SENDEC: The Air Force Security Police were split into two specialties in the early 1970s -- Security and Law Enforcement. Security guarded aircraft and missle fields and provided perimeter defense, and the LE troops drove around in squad cars providing the services that a regular municipal police department would provide, as well as augmenting the Security Specialists as required. (I was a LE Specialist in the ANG. In 1980 the LE Academy was 6 weeks and 3 days long and the Security Academy was 8 weeks and 3 days long. Lots of overlap in the cirriculum, but LE only trained on the S&W 15 revolver and the M16 and the Security troops also shot M203s and M60s and spent more time in the field right at the end of training)

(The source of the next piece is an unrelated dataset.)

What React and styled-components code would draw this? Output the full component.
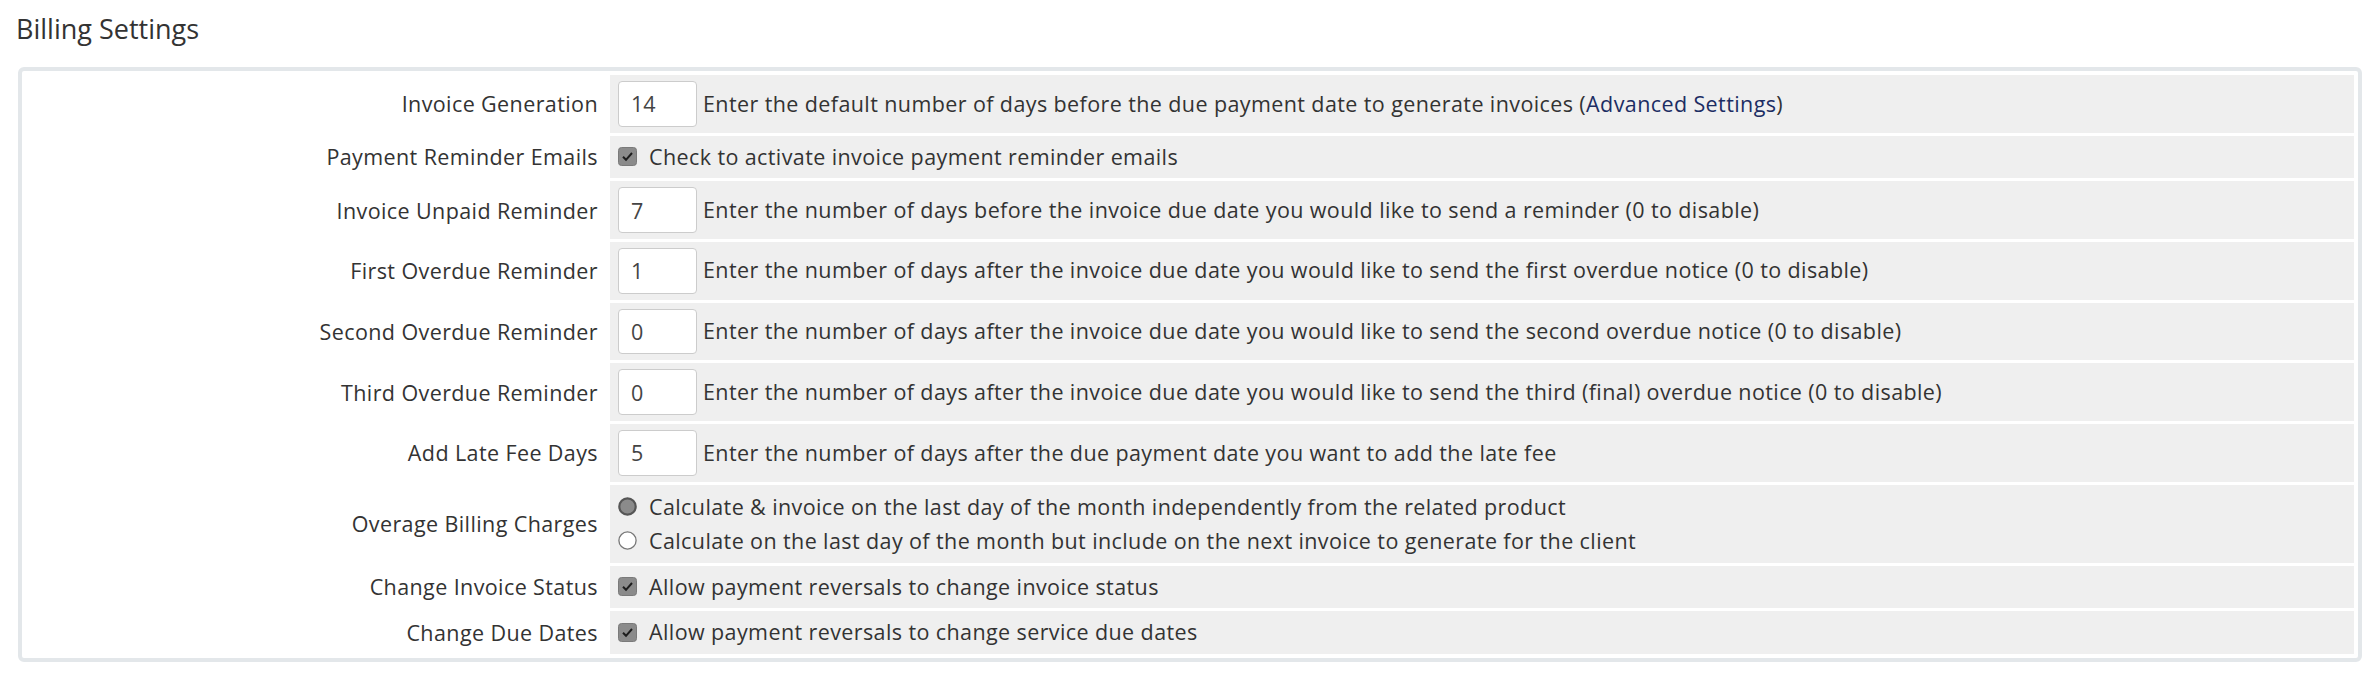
import React from "react";
import styled, { createGlobalStyle } from "styled-components";

const GlobalStyle = createGlobalStyle`
  body {
    margin: 0;
    background: #fff;
    font-family: "Open Sans", "Liberation Sans", sans-serif;
    color: #333;
  }
`;

const Page = styled.div`
  padding: 0 14px 0 16px;
`;

const Title = styled.h2`
  margin: 10px 0 20px;
  font-size: 27px;
  font-weight: 400;
  line-height: normal;
  color: #333;
`;

const Box = styled.div`
  margin-left: 2px;
  border: 4px solid #e3e7ea;
  border-radius: 6px;
  padding: 4px;
  display: flex;
  flex-direction: column;
  gap: 3px;
`;

const Row = styled.div`
  display: grid;
  grid-template-columns: 581px 1fr;
  column-gap: 3px;
`;

const Label = styled.div`
  display: flex;
  align-items: center;
  justify-content: flex-end;
  padding-right: 9px;
  font-size: 21.5px;
  letter-spacing: 0.4px;
  color: #333;
`;

const Field = styled.div`
  display: flex;
  flex-direction: ${(p) => (p.$stack ? "column" : "row")};
  align-items: ${(p) => (p.$stack ? "flex-start" : "center")};
  background: #efefef;
  padding: ${(p) => (p.$stack ? "5px 8px" : "6px 8px")};
  font-size: 21.5px;
  letter-spacing: 0.4px;
  line-height: 30.5px;
  color: #333;
`;

const NumberInput = styled.input`
  box-sizing: border-box;
  width: 79px;
  height: 45.7px;
  border: 1px solid #ccc;
  border-radius: 4px;
  background: #fff;
  padding: 0 12px;
  font-family: inherit;
  font-size: 21.5px;
  color: #444;
  margin-right: 6px;
  outline: none;
`;

const Option = styled.label`
  display: flex;
  align-items: center;
  gap: 12px;
  line-height: ${(p) => (p.$tall ? "34px" : "30.5px")};
`;

const Link = styled.a`
  color: #1c2d63;
  text-decoration: none;
`;

const Check = () => (
  <svg width="19" height="19" viewBox="0 0 19 19">
    <rect x="0.5" y="0.5" width="18" height="18" rx="3" fill="#8b8b8b" stroke="#7a7a7a" />
    <path d="M5 9.8 L8 12.8 L14 6" fill="none" stroke="#1d1d1d" strokeWidth="2" />
  </svg>
);

const Radio = ({ on }) => (
  <svg width="19" height="19" viewBox="0 0 19 19">
    {on ? (
      <circle cx="9.5" cy="9.5" r="8.2" fill="#8b8b8b" stroke="#565656" strokeWidth="2.2" />
    ) : (
      <circle cx="9.5" cy="9.5" r="8.6" fill="#fff" stroke="#777" strokeWidth="1.3" />
    )}
  </svg>
);

const inputRows = [
  ["Invoice Unpaid Reminder", "7", "Enter the number of days before the invoice due date you would like to send a reminder (0 to disable)"],
  ["First Overdue Reminder", "1", "Enter the number of days after the invoice due date you would like to send the first overdue notice (0 to disable)"],
  ["Second Overdue Reminder", "0", "Enter the number of days after the invoice due date you would like to send the second overdue notice (0 to disable)"],
  ["Third Overdue Reminder", "0", "Enter the number of days after the invoice due date you would like to send the third (final) overdue notice (0 to disable)"],
  ["Add Late Fee Days", "5", "Enter the number of days after the due payment date you want to add the late fee"],
];

export default function App() {
  return (
    <Page>
      <GlobalStyle />
      <Title>Billing Settings</Title>
      <Box>
        <Row>
          <Label>Invoice Generation</Label>
          <Field>
            <NumberInput defaultValue="14" />
            <span>
              Enter the default number of days before the due payment date to generate invoices (
              <Link href="#">Advanced Settings</Link>)
            </span>
          </Field>
        </Row>
        <Row>
          <Label>Payment Reminder Emails</Label>
          <Field>
            <Option>
              <Check />
              Check to activate invoice payment reminder emails
            </Option>
          </Field>
        </Row>
        {inputRows.map(([label, value, help]) => (
          <Row key={label}>
            <Label>{label}</Label>
            <Field>
              <NumberInput defaultValue={value} />
              <span>{help}</span>
            </Field>
          </Row>
        ))}
        <Row>
          <Label>Overage Billing Charges</Label>
          <Field $stack>
            <Option $tall>
              <Radio on />
              Calculate &amp; invoice on the last day of the month independently from the related product
            </Option>
            <Option $tall>
              <Radio />
              Calculate on the last day of the month but include on the next invoice to generate for the client
            </Option>
          </Field>
        </Row>
        <Row>
          <Label>Change Invoice Status</Label>
          <Field>
            <Option>
              <Check />
              Allow payment reversals to change invoice status
            </Option>
          </Field>
        </Row>
        <Row>
          <Label>Change Due Dates</Label>
          <Field>
            <Option>
              <Check />
              Allow payment reversals to change service due dates
            </Option>
          </Field>
        </Row>
      </Box>
    </Page>
  );
}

In 1997 or so the career field was retitled "Security Forces" and they did away with the seperate specialties. (which I felt was a mistake, but it didn't affect me that much because I had cross-trained into being a combat arms instructor in 1991 and then retired in 2000). I don't know if various bases have a training program for the cops selected to pull Law Enforcement duty or not, or how they work that.
 
sendec
Do the Security forces also handle general policing on AF bases? I thougth there were separate security and police units.
Yes; when I was in the Law Enforcement specialists and Security specialists were two separate AFSCs. The Security Forces if I am not mistaken simply combined them.